Home Movie GenresPolitical Films Iraq War Documentary Gets U.S. Distribution Despite Hollywood Studio Turndown

Iraq War Documentary Gets U.S. Distribution Despite Hollywood Studio Turndown

Iraq War documentary Soldiers Pay. Claiming federal election law concerns, Warner Bros. has refused to release co-director David O. Russell’s short film in the domestic market, much like the Walt Disney Studios refused to release Michael Moore’s Fahrenheit 9/11 earlier this year.
  • Cinema Libre Studio will be releasing two Iraq War documentaries on American screens: Uncovered: The War on Iraq and Soldiers Pay, both featuring criticism of the U.S.-led invasion of that West Asian country.
  • Warner Bros. had turned down distributing Soldiers Pay in the domestic market, claiming that its release during a presidential election year would have violated U.S. federal election laws.
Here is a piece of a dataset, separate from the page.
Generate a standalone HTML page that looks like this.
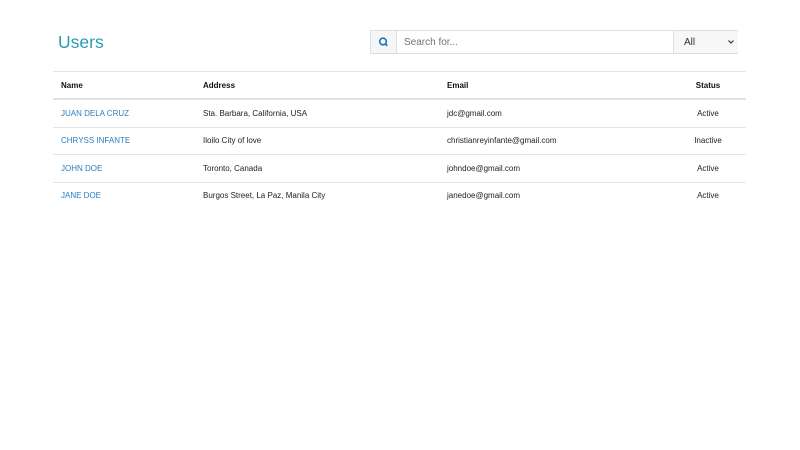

Iraq War documentary gets U.S. release despite Warners Bros.’ refusal to launch it during a presidential election year

Cinema Libre Studio will be handling the domestic release of Robert Greenwald’s Iraq War documentary feature Uncovered: The War on Iraq, alongside that of the Iraq War-themed documentary short Soldiers Pay, co-directed by Tricia Regan, Juan Carlos Zaldívar, and David O. Russell. Both films offer negative views of last year’s U.S.-led invasion of the Saddam Hussein-ruled West Asian country.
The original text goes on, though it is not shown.